Every ambiscape analyze writes <session>/analysis/summary.json. The catalog command aggregates them across a whole corpus into one table — the cross-session view, built in milliseconds from cached summaries alone (no audio, no features).

ambiscape catalog CORPUS/ --sort diffuseness_median
#   10 sessions -> CORPUS/analysis/catalog.csv and catalog.md
#         0.90  stavanger-foyer
#         0.89  montpellier-airport
#         ...

catalog.csv is session-per-row for analysis (pandas, R); catalog.md is the transposed descriptor-per-row table for a consolidated report. Sessions with different descriptor sets — older caches, optional modules — are handled by taking the union of keys and blanking where a session lacks one, so a growing corpus never breaks the table.

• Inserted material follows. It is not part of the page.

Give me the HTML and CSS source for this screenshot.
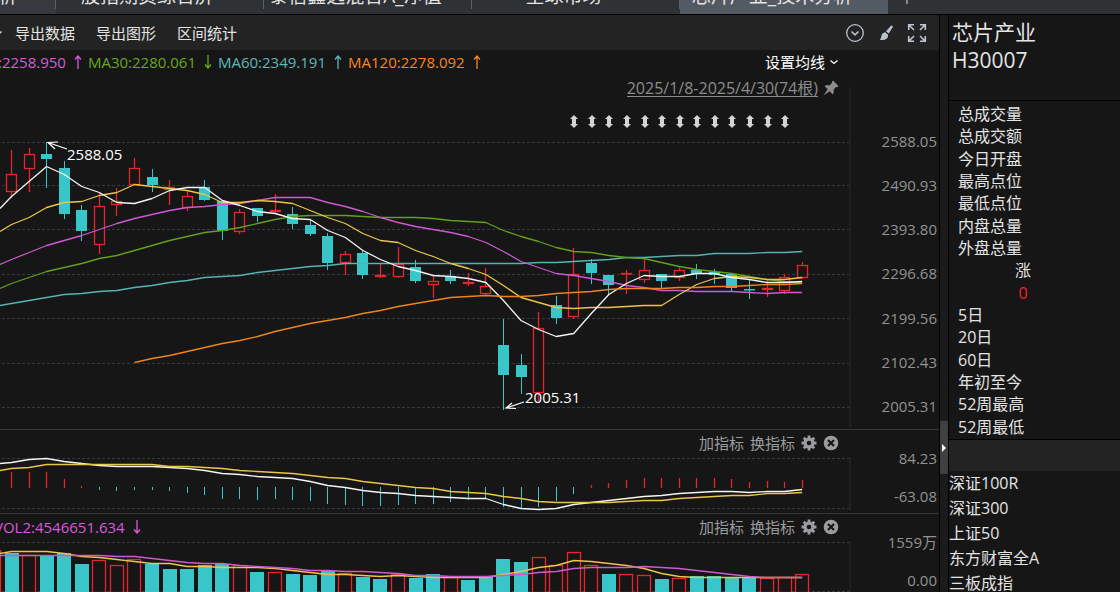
FILE: index.html
```html
<!DOCTYPE html>
<html lang="zh-CN">
    <head>
        <meta charset="utf-8">
        <title>芯片产业_技术分析</title>
        <link rel="stylesheet" href="styles.css">
        <script src="chart.js"></script>
    </head>
    <body>
        <!-- Shared icons -->
        <svg class="sprite" aria-hidden="true">
            <symbol id="up" viewBox="0 0 12 16">
                <path d="M6 15V2M3 5.5L6 2l3 3.5" fill="none" stroke="currentColor" stroke-width="1.3"/>
            </symbol>
            <symbol id="down" viewBox="0 0 12 16">
                <path d="M6 1v13M3 10.5L6 14l3-3.5" fill="none" stroke="currentColor" stroke-width="1.3"/>
            </symbol>
            <symbol id="chevron" viewBox="0 0 10 10">
                <path d="M1.5 3.5L5 6.500 8.500 3.500" fill="none" stroke="currentColor" stroke-width="1.3"/>
            </symbol>
            <symbol id="cross" viewBox="0 0 10 10">
                <path d="M1 1l8 8M9 1l-8 8" fill="none" stroke="currentColor" stroke-width="1"/>
            </symbol>
            <symbol id="gear" viewBox="0 0 16 16">
                <path d="M8 .5V15.500M.5 8H15.500M2.700 2.700L13.300 13.300M13.300 2.700L2.700 13.300" stroke="currentColor" stroke-width="2.800"/>
                <circle cx="8" cy="8" r="4" fill="none" stroke="currentColor" stroke-width="3.200"/>
                <circle cx="8" cy="8" r="2.300" fill="#161616"/>
            </symbol>
            <symbol id="remove" viewBox="0 0 16 16">
                <circle cx="8" cy="8" r="7.300" fill="currentColor"/>
                <path d="M5 5l6 6M11 5l-6 6" stroke="#161616" stroke-width="2.200"/>
            </symbol>
        </svg>

        <nav class="tabs">
            <div class="tab first"><a href="#">芯片产业_分析</a><button aria-label="关闭"><svg><use href="#cross"/></svg></button></div>
            <div class="tab"><a href="#">股指期货综合屏</a><button aria-label="关闭"><svg><use href="#cross"/></svg></button></div>
            <div class="tab"><a href="#">泰信鑫选混合A_净值</a><button aria-label="关闭"><svg><use href="#cross"/></svg></button></div>
            <div class="tab"><a href="#">全球市场</a><button aria-label="关闭"><svg><use href="#cross"/></svg></button></div>
            <div class="tab active"><a href="#">芯片产业_技术分析</a><button aria-label="关闭"><svg><use href="#cross"/></svg></button></div>
            <button class="add" aria-label="新建"><svg viewBox="0 0 14 14"><path d="M7 0v14M0 7h14" stroke="currentColor" stroke-width="2"/></svg></button>
        </nav>

        <div class="workspace">
            <main>
                <div class="toolbar">
                    <svg class="chevron"><use href="#chevron"/></svg>
                    <button>导出数据</button>
                    <button>导出图形</button>
                    <button>区间统计</button>
                    <div class="tools">
                        <button aria-label="更多">
                            <svg viewBox="0 0 20 20"><circle cx="10" cy="10" r="8.300" fill="none" stroke="currentColor" stroke-width="1.300"/><path d="M6.500 8.500L10 11.800l3.500-3.300" fill="none" stroke="currentColor" stroke-width="1.700"/></svg>
                        </button>
                        <button aria-label="画线">
                            <svg viewBox="0 0 20 20"><path d="M15 2.700q2-1 1.700 1.500l-4 6.300-2.700-2.300zM9.200 9.200l2.700 2.300q.6 4.500-3.400 5.200-3 .6-5 .3 1.500-1 1.800-3.500.5-4 3.900-4.300z" fill="currentColor"/></svg>
                        </button>
                        <button aria-label="全屏">
                            <svg viewBox="0 0 20 20"><path d="M1.700 7V1.700H7M13 1.700h5.300V7M18.300 13v5.300H13M7 18.300H1.700V13M2 2l5 5M18 2l-5 5M18 18l-5-5M2 18l5-5" fill="none" stroke="currentColor" stroke-width="1.600"/></svg>
                        </button>
                    </div>
                </div>

                <section class="pane price">
                    <header>
                        <p class="legend">
                            <span class="ma20">:2258.950<svg><use href="#up"/></svg></span>
                            <span class="ma30">MA30:2280.061<svg><use href="#down"/></svg></span>
                            <span class="ma60">MA60:2349.191<svg><use href="#up"/></svg></span>
                            <span class="ma120">MA120:2278.092<svg><use href="#up"/></svg></span>
                        </p>
                        <button class="ma-menu">设置均线 <svg class="chevron"><use href="#chevron"/></svg></button>
                    </header>
                    <div class="range">
                        <a href="#">2025/1/8-2025/4/30(74根)</a>
                        <svg viewBox="0 0 16 16"><path d="M10 .5L15.500 6l-1.300 1.200-1.200-.2-2.400 2.700q1 2.800-.9 4.700L6.700 11.300.5 15.500 4.700 9.300 1.600 6.300Q3.500 4.400 6.300 5.400L9 3 8.800 1.800z" fill="currentColor"/></svg>
                    </div>
                    <div class="plot">
                        <svg id="price" viewBox="0 102 852 327" preserveAspectRatio="xMaxYMin slice"></svg>
                        <ol class="axis">
                            <li>2588.05</li>
                            <li>2490.93</li>
                            <li>2393.80</li>
                            <li>2296.68</li>
                            <li>2199.56</li>
                            <li>2102.43</li>
                            <li>2005.31</li>
                        </ol>
                    </div>
                </section>

                <section class="pane macd">
                    <header>
                        <div class="controls">
                            <button>加指标</button>
                            <button>换指标</button>
                            <button class="icon" aria-label="设置"><svg><use href="#gear"/></svg></button>
                            <button class="icon" aria-label="移除"><svg><use href="#remove"/></svg></button>
                        </div>
                    </header>
                    <div class="plot">
                        <svg id="macd" viewBox="0 452 852 61" preserveAspectRatio="xMaxYMin slice"></svg>
                        <ol class="axis">
                            <li>84.23</li>
                            <li>-63.08</li>
                        </ol>
                    </div>
                </section>

                <section class="pane volume">
                    <header>
                        <p class="legend"><span class="vol2">VOL2:4546651.634<svg><use href="#down"/></svg></span></p>
                        <div class="controls">
                            <button>加指标</button>
                            <button>换指标</button>
                            <button class="icon" aria-label="设置"><svg><use href="#gear"/></svg></button>
                            <button class="icon" aria-label="移除"><svg><use href="#remove"/></svg></button>
                        </div>
                    </header>
                    <div class="plot">
                        <svg id="volume" viewBox="0 536 852 61" preserveAspectRatio="xMaxYMin slice"></svg>
                        <ol class="axis">
                            <li>1559万</li>
                            <li>0.00</li>
                        </ol>
                    </div>
                </section>
            </main>

            <div class="splitter">
                <button aria-label="收起"><svg viewBox="0 0 4 8"><path d="M0 0l4 4-4 4z" fill="#fff"/></svg></button>
            </div>

            <aside>
                <header>
                    <h1>芯片产业</h1>
                    <p>H30007</p>
                </header>
                <ul class="quote">
                    <li>总成交量</li>
                    <li>总成交额</li>
                    <li>今日开盘</li>
                    <li>最高点位</li>
                    <li>最低点位</li>
                    <li>内盘总量</li>
                    <li>外盘总量</li>
                    <li class="count">涨</li>
                    <li class="count rise">0</li>
                    <li>5日</li>
                    <li>20日</li>
                    <li>60日</li>
                    <li>年初至今</li>
                    <li>52周最高</li>
                    <li>52周最低</li>
                </ul>
                <div class="bar"></div>
                <ul class="related">
                    <li><a href="#">深证100R</a></li>
                    <li><a href="#">深证300</a></li>
                    <li><a href="#">上证50</a></li>
                    <li><a href="#">东方财富全A</a></li>
                    <li><a href="#">三板成指</a></li>
                </ul>
            </aside>
        </div>
    </body>
</html>
```

FILE: styles.css
```css
* {
    box-sizing: border-box;
}

body {
    display: flex;
    flex-direction: column;
    height: 100vh;
    margin: 0;
    overflow: hidden;
    background: #161616;
    color: #e4e4e4;
    font: 15px/20px "Open Sans", "Noto Sans CJK SC", sans-serif;
}

h1, p, ul, ol {
    margin: 0;
    padding: 0;
    font-weight: normal;
    list-style: none;
}

a {
    color: inherit;
    text-decoration: none;
}

button {
    padding: 0;
    border: 0;
    background: none;
    color: inherit;
    font: inherit;
    cursor: pointer;
}

svg {
    display: block;
    flex: none;
}

.sprite {
    position: absolute;
    width: 0;
    height: 0;
}

.chevron {
    width: 10px;
    height: 10px;
}

.tabs {
    display: flex;
    flex: none;
    align-items: flex-end;
    height: 15px;
    overflow: hidden;
    background: #2e3235;
    border-bottom: 1px solid #000;
}

    .tab {
        display: flex;
        flex: none;
        align-items: center;
        width: 208px;
        height: 36px;
        font-size: 19px;
        line-height: 36px;
        white-space: nowrap;
    }

    .tab a {
        flex: 1;
        text-align: center;
    }

    .tab button {
        flex: none;
        width: 24px;
        color: #83888d;
    }

    .tab button svg {
        width: 10px;
        height: 10px;
        margin-left: 4px;
    }

    .tab.first {
        justify-content: flex-end;
        width: 56px;
        background: #36393d;
    }

    .tab.first a {
        flex: none;
        margin-right: 14px;
    }

    .tab.active {
        background: #545a63;
    }

    .tab:not(.active)::after {
        content: "";
        flex: none;
        width: 1px;
        height: 26px;
        background: #5d6267;
    }

    .add {
        align-self: flex-end;
        padding: 0 0 10px 12px;
        color: #85898d;
    }

    .add svg {
        width: 14px;
        height: 14px;
    }

.workspace {
    display: flex;
    flex: 1;
    min-height: 0;
}

main {
    flex: 1;
    min-width: 0;
}

.toolbar {
    display: flex;
    align-items: center;
    gap: 21px;
    height: 35px;
    padding-right: 12px;
    background: #232323;
}

    .toolbar .chevron {
        margin: 0 -9px 0 -7px;
    }

    .toolbar > button {
        padding-top: 1px;
    }

    .tools {
        display: flex;
        gap: 11px;
        margin-left: auto;
        color: #bcc3d0;
    }

    .tools svg {
        width: 20px;
        height: 20px;
    }

.pane header {
    display: flex;
    align-items: center;
    justify-content: space-between;
    height: 22px;
    padding: 3px 100px 0 0;
    white-space: nowrap;
}

.pane.price header {
    height: 24px;
    padding-top: 0;
}

.pane.macd, .pane.volume {
    border-top: 1px solid #333740;
}

.legend, .legend span {
    display: flex;
    align-items: center;
}

.legend {
    gap: 2px;
    margin-left: -2px;
}

    .legend svg {
        width: 12px;
        height: 16px;
        margin: 0 2px 0 6px;
    }

    .ma20  { color: #d75bdc; }
    .ma30  { color: #67a81d; }
    .ma60  { color: #5cb8ba; }
    .ma120 { color: #f5871f; }

    .vol2 {
        margin-left: -4px;
        color: #d75bdc;
    }

.ma-menu {
    display: flex;
    align-items: center;
    gap: 4px;
    color: #fff;
}

.range {
    display: flex;
    align-items: center;
    justify-content: flex-end;
    gap: 5px;
    height: 28px;
    padding-right: 100px;
    color: #8c8c8c;
    font-size: 16px;
}

    .range a {
        border-bottom: 1px solid #8c8c8c;
        line-height: 16px;
    }

    .range svg {
        width: 16px;
        height: 16px;
    }

.controls {
    display: flex;
    align-items: center;
    gap: 6px;
    margin-left: auto;
    color: #9a9c9f;
}

    .controls .icon svg {
        width: 16px;
        height: 16px;
    }

.plot {
    display: flex;
    height: 61px;
}

.price .plot {
    height: 327px;
}

    .plot > svg {
        flex: 1;
        min-width: 0;
        height: 100%;
        overflow: visible;
    }

    .axis {
        display: flex;
        flex: none;
        flex-direction: column;
        justify-content: space-between;
        width: 87px;
        padding: 0 2px 11px 0;
        color: #929292;
        line-height: 12px;
        text-align: right;
    }

    .price .axis {
        padding-top: 33px;
        padding-bottom: 17px;
    }

/* Parts drawn by chart.js */
.grid {
    stroke: #343a44;
    stroke-dasharray: 3 2;
}

.edge {
    stroke: #202020;
    stroke-width: 2;
}

.line {
    fill: none;
    stroke-width: 1.3;
    stroke-linejoin: round;
}

.white   { stroke: #f4f4f4; }
.yellow  { stroke: #eac548; }
.magenta { stroke: #cf58d4; }
.green   { stroke: #62a01c; }
.teal    { stroke: #55b3b5; }
.orange  { stroke: #ee841f; }

.rise-bar {
    fill: #161616;
    stroke: #e8242d;
    stroke-width: 1.3;
}

.fall-bar {
    fill: #38c6c8;
    stroke: #38c6c8;
}

.event {
    fill: #d4d4d4;
}

.callout {
    fill: none;
    stroke: #fff;
    stroke-width: 1.2;
}

.note {
    fill: #fff;
}

.splitter {
    flex: none;
    width: 10px;
    background: #1b1b1b;
    border: solid #000;
    border-width: 0 1px;
}

    .splitter button {
        display: flex;
        align-items: center;
        width: 8px;
        height: 53px;
        margin-top: 406px;
        padding-left: 2px;
        background: #404040;
    }

    .splitter svg {
        width: 4px;
        height: 8px;
    }

aside {
    flex: none;
    width: 171px;
    font-size: 16px;
    white-space: nowrap;
}

    aside header {
        height: 86px;
        padding: 3px;
        border-bottom: 1px solid #000;
        font-size: 21px;
        line-height: 28px;
    }

    aside h1 {
        font-size: 21px;
    }

    .quote {
        display: grid;
        grid-auto-rows: 1fr;
        height: 338px;
        padding: 3px 0 0 9px;
    }

    .count {
        width: 130px;
        text-align: center;
    }

    .rise {
        color: #f0242e;
    }

    .bar {
        height: 32px;
        background: #232323;
        border-top: 1px solid #000;
    }

    .related {
        line-height: 25px;
    }
```

FILE: chart.js
```javascript
// Distance between two sessions and the centre of the first full one
const STEP = 17.57
const FIRST = 11.5
const RIGHT = 852

const at = i => FIRST + STEP * i

// [direction, high, body top, body bottom, low]
const CANDLES = [
    ["r", 150, 174, 191, 197], ["r", 148, 154, 168, 191], ["f", 142, 154, 159, 187],
    ["f", 161, 168, 214, 218], ["f", 205, 210, 231, 240], ["r", 193, 206, 244, 253],
    ["r", 188, 201, 204, 215], ["r", 158, 168, 184, 185], ["f", 169, 177, 185, 191],
    ["r", 180, 187, 189, 204], ["r", 190, 196, 207, 210], ["f", 180, 187, 200, 200],
    ["f", 200, 201, 231, 239], ["r", 209, 212, 231, 233], ["f", 208, 208, 216, 221],
    ["r", 194, 210, 211, 212], ["f", 207, 214, 224, 228], ["f", 220, 225, 234, 235],
    ["f", 233, 236, 263, 269], ["r", 251, 254, 262, 274], ["f", 251, 253, 275, 278],
    ["r", 263, 275, 276, 277], ["r", 247, 264, 276, 277], ["f", 260, 267, 281, 282],
    ["r", 275, 281, 284, 297], ["f", 270, 276, 281, 283], ["r", 273, 282, 283, 285],
    ["r", 268, 286, 293, 294], ["f", 319, 345, 375, 409], ["f", 354, 365, 377, 393],
    ["r", 312, 328, 392, 400], ["f", 296, 305, 318, 323], ["r", 248, 274, 316, 318],
    ["f", 259, 263, 273, 283], ["f", 275, 275, 285, 294], ["r", 270, 273, 273, 293],
    ["r", 258, 270, 279, 282], ["f", 274, 274, 281, 288], ["r", 267, 270, 277, 280],
    ["f", 264, 270, 274, 278], ["f", 269, 272, 275, 283], ["f", 273, 274, 288, 291],
    ["f", 280, 289, 290, 298], ["r", 280, 288, 289, 296], ["r", 274, 277, 290, 293],
    ["r", 262, 265, 277, 278]
]

// The first value of every series is where it meets the left edge
const PRICE_LINES = {
    teal: [305, 303, 300, 297, 294, 293, 291, 290, 287, 285, 282, 280, 277, 276, 275, 272, 270, 268, 266, 265, 263, 263, 263, 263, 263, 263, 263, 263, 263, 263, 263, 262, 262, 261, 260, 259, 257, 257, 256, 255, 255, 253, 253, 253, 252, 252, 251],
    green: [288, 283, 277, 271, 267, 263, 258, 255, 250, 245, 240, 236, 232, 230, 227, 223, 219, 216, 215, 215, 215, 216, 217, 217, 217, 218, 220, 221, 222, 230, 236, 241, 247, 251, 252, 255, 257, 258, 262, 266, 269, 271, 273, 276, 279, 281, 282],
    magenta: [264, 259, 252, 245, 240, 235, 229, 223, 218, 214, 210, 207, 206, 204, 203, 200, 197, 197, 197, 202, 206, 211, 217, 222, 226, 229, 232, 236, 242, 251, 261, 267, 273, 275, 278, 281, 285, 287, 290, 290, 291, 291, 291, 292, 293, 292, 292],
    yellow: [231, 224, 217, 207, 202, 201, 195, 192, 184, 186, 188, 190, 194, 202, 202, 200, 201, 203, 210, 217, 223, 233, 240, 242, 250, 256, 263, 268, 274, 285, 297, 302, 307, 308, 307, 307, 306, 305, 305, 294, 284, 278, 276, 277, 279, 279, 277],
    white: [208, 196, 181, 166, 174, 186, 192, 202, 203, 198, 190, 187, 187, 200, 205, 211, 213, 218, 219, 230, 237, 250, 259, 266, 270, 275, 276, 278, 282, 300, 320, 329, 336, 333, 313, 294, 283, 275, 276, 276, 273, 273, 277, 279, 282, 282, 281]
}

// MA120 only starts at the eighth session
const MA120 = [362, 358, 355, 351, 347, 343, 340, 336, 331, 327, 323, 320, 317, 313, 310, 306, 303, 300, 297, 296, 295, 296, 296, 295, 293, 292, 291, 289, 288, 288, 288, 287, 287, 286, 286, 285, 284, 284, 283]

const MACD_ZERO = 487
const MACD_BARS = [472, 472, 472, 479, 486, 489, 490, 489, 489, 490, 492, 494, 498, 498, 499, 498, 499, 500, 503, 504, 505, 505, 504, 503, 503, 501, 499, 498, 506, 508, 506, 500, 493, 485, 483, 480, 478, 478, 478, 478, 478, 479, 482, 481, 482, 480]
const MACD_LINES = {
    white: [463, 462, 459, 458, 461, 463, 465, 466, 466, 466, 467, 468, 470, 473, 474, 476, 477, 478, 481, 485, 487, 490, 492, 493, 495, 496, 497, 498, 498, 504, 508, 509, 508, 504, 502, 500, 498, 496, 495, 493, 492, 491, 491, 492, 491, 491, 489],
    yellow: [470, 468, 467, 464, 464, 464, 464, 464, 464, 464, 466, 466, 467, 468, 470, 471, 472, 473, 475, 477, 478, 481, 483, 485, 487, 488, 491, 492, 493, 496, 498, 501, 502, 502, 502, 502, 501, 500, 500, 498, 497, 496, 495, 495, 493, 493, 492]
}

const VOLUME_BASE = 592
const VOLUME_SIDES = "frfffrrrfffffrfrfffrffrffrffffrrrrfrrfrffffrrr"
const VOLUME_BARS = [553, 555, 555, 553, 564, 560, 565, 559, 564, 569, 569, 565, 564, 565, 572, 572, 574, 575, 571, 573, 577, 579, 574, 578, 574, 577, 580, 577, 559, 562, 557, 565, 552, 565, 574, 574, 575, 579, 578, 576, 576, 577, 577, 578, 577, 574]
const VOLUME_LINES = {
    yellow: [553, 551, 551, 551, 553, 556, 557, 559, 561, 563, 563, 566, 566, 567, 567, 567, 568, 570, 572, 574, 574, 575, 576, 575, 576, 577, 577, 577, 577, 574, 571, 567, 565, 560, 561, 563, 565, 568, 573, 576, 577, 577, 577, 577, 577, 577, 577],
    magenta: [555, 555, 555, 555, 555, 555, 555, 556, 556, 558, 560, 562, 563, 563, 565, 566, 567, 568, 570, 570, 571, 571, 572, 573, 575, 575, 576, 576, 576, 575, 574, 572, 571, 568, 567, 567, 567, 566, 567, 568, 570, 572, 574, 576, 577, 577, 577]
}

const add = (parent, name, attributes, text) => {
    const el = document.createElementNS("http://www.w3.org/2000/svg", name)
    for (const key in attributes) {
        el.setAttribute(key, attributes[key])
    }
    if (text) {
        el.textContent = text
    }
    parent.appendChild(el)
}

const drawGrid = (svg, rows, top, bottom) => {
    rows.forEach(y => {
        add(svg, "line", { class: "grid", x1: 2, x2: RIGHT, y1: y + .5, y2: y + .5 })
    })
    add(svg, "line", { class: "edge", x1: 850, x2: 850, y1: top, y2: bottom })
}

const drawLine = (svg, color, points) => {
    add(svg, "polyline", { class: `line ${color}`, points: points.join(" ") })
}

const drawLines = (svg, lines) => {
    for (const color in lines) {
        drawLine(svg, color, lines[color].map((y, i) => `${i ? at(i - 1) : 0},${y + .5}`))
    }
}

const sideClass = side => side === "r" ? "rise-bar" : "fall-bar"

// Bars and wicks sit on whole pixels so that their edges stay sharp
const drawBar = (svg, side, center, top, bottom, width) => {
    add(svg, "rect", {
        class: sideClass(side),
        x: Math.floor(center - width / 2) + .5,
        y: top + .5,
        width,
        height: Math.max(bottom - top - (side === "r" ? 0 : 1), .5)
    })
}

const drawWick = (svg, side, center, top, bottom) => {
    const x = Math.floor(center) + .5
    add(svg, "line", { class: sideClass(side), x1: x, x2: x, y1: top, y2: bottom + 1 })
}

const drawPrice = () => {
    const svg = document.querySelector("#price")
    drawGrid(svg, [142, 185, 229, 274, 318, 363, 407], 87, 427)

    CANDLES.forEach(([side, high, top, bottom, low], i) => {
        drawWick(svg, side, at(i), high, low)
        drawBar(svg, side, Math.floor(at(i)) + .5, top, bottom, 10)
    })

    drawLines(svg, PRICE_LINES)
    drawLine(svg, "orange", MA120.map((y, i) => `${at(i + 7)},${y + .5}`))

    // Event marks above the last sessions
    for (let i = 32; i < 45; i++) {
        const x = Math.floor(at(i)) + 1
        add(svg, "path", { class: "event", d: `M${x} 115l4 4h-2v5h2l-4 4-4-4h2v-5h-2z` })
    }

    add(svg, "path", { class: "callout", d: "M67 149L48 142.500M58 142L48 142.500L55 149" })
    add(svg, "text", { class: "note", x: 67, y: 160 }, "2588.05")
    add(svg, "path", { class: "callout", d: "M524 402L506 408M512 403L506 408L516 408.500" })
    add(svg, "text", { class: "note", x: 525, y: 403 }, "2005.31")
}

const drawMacd = () => {
    const svg = document.querySelector("#macd")
    drawGrid(svg, [458, 508], 457, 510)
    MACD_BARS.forEach((y, i) => {
        const side = y < MACD_ZERO ? "r" : "f"
        drawWick(svg, side, at(i), Math.min(y, MACD_ZERO), Math.max(y, MACD_ZERO))
    })
    drawLines(svg, MACD_LINES)
}

const drawVolume = () => {
    const svg = document.querySelector("#volume")
    drawGrid(svg, [542, 591], 541, 592)
    drawBar(svg, "r", -6, 550, VOLUME_BASE, 13)
    VOLUME_BARS.forEach((y, i) => {
        drawBar(svg, VOLUME_SIDES[i], at(i), y, VOLUME_BASE, 13)
    })
    drawLines(svg, VOLUME_LINES)
}

document.addEventListener("DOMContentLoaded", () => {
    drawPrice()
    drawMacd()
    drawVolume()
})
```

Add --states (CLI) or include_states=True (collect) to expand each multi-state session into extra "<session>::<state>" rows drawn from its states.json, right after the pooled row — the state-resolved corpus view in one table.

In a notebook

from ambiscape import catalog

col = catalog.collect("CORPUS/")            # {session: summary}
catalog.to_csv(col, "catalog.csv")
catalog.rank(col, "ndsi")                   # sessions by any descriptor
catalog.outliers(col, "azimuth_R", z=1.5)   # what stands out, as z-scores

rank returns (session, value) pairs sorted on any numeric descriptor; outliers flags sessions more than z standard deviations from the corpus mean — the cheap "which session is unusual, and on what axis" query that turns a growing database into a comparative instrument.

Keep summaries current

The catalog reflects whatever is in each summary.json. After upgrading ambiscape, re-run analyze (or refresh the summaries) so every session carries the same descriptor set before cataloguing.